Instructions to follow: State how many lines in these records contain the word "that", and nothing else.

Stored items:
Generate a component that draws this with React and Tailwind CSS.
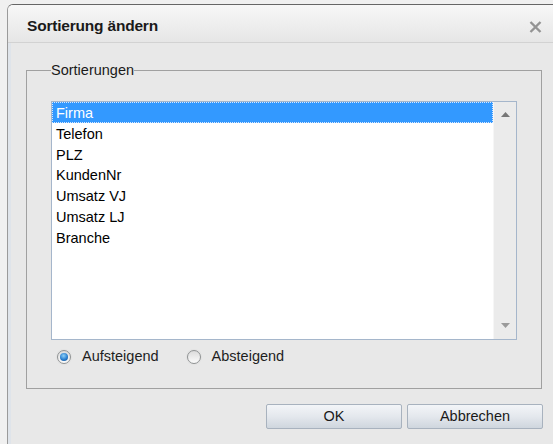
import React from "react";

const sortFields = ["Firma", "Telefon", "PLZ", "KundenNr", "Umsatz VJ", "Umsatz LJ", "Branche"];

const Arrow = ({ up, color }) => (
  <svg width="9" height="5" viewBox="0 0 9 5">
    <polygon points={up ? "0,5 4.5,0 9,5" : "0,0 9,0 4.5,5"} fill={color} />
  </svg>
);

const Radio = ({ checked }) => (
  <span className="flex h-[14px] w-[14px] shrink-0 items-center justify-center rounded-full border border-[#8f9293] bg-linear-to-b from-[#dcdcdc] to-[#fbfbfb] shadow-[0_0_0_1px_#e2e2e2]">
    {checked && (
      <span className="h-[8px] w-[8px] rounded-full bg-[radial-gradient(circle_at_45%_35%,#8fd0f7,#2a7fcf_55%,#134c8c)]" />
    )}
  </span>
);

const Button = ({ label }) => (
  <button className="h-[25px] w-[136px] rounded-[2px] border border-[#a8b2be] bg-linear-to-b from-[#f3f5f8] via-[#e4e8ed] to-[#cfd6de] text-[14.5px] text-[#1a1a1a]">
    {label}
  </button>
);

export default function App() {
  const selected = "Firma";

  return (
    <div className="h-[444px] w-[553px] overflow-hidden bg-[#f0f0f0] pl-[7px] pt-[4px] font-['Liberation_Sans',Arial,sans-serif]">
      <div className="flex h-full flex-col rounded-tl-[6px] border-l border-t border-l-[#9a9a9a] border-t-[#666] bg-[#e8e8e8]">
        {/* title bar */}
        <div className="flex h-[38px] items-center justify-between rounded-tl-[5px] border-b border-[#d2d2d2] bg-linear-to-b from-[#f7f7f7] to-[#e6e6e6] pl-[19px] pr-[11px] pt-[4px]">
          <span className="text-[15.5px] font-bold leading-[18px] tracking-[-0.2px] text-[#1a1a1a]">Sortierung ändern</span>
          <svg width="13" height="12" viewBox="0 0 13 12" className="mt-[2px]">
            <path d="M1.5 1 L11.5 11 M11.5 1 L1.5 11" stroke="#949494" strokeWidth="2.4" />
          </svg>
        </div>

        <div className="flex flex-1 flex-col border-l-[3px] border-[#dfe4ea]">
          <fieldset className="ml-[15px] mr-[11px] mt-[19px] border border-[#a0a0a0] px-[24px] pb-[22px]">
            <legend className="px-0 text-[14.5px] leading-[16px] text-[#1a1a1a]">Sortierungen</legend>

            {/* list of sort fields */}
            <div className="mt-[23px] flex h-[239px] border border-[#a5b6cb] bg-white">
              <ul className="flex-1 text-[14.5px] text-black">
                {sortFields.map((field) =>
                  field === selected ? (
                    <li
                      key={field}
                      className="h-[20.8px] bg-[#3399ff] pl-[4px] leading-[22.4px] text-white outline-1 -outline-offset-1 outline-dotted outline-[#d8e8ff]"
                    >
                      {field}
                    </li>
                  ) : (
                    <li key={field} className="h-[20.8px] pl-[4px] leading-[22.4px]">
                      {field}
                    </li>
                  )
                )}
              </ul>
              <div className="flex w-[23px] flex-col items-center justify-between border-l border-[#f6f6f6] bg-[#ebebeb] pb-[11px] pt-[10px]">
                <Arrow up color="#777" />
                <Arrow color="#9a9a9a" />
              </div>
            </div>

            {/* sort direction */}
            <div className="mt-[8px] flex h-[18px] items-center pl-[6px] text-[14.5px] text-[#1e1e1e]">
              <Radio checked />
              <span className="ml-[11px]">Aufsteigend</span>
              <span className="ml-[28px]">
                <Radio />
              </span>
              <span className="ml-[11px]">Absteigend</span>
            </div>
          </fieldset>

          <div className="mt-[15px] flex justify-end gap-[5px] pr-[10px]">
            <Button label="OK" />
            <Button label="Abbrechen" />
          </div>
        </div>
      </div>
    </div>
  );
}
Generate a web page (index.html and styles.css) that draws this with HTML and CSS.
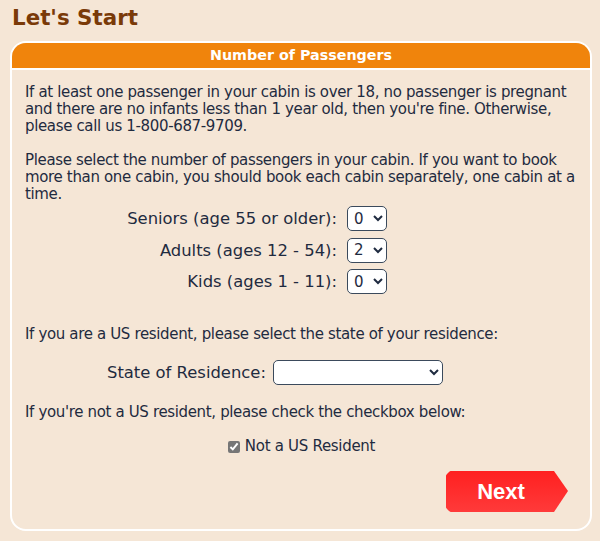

Completed task: 2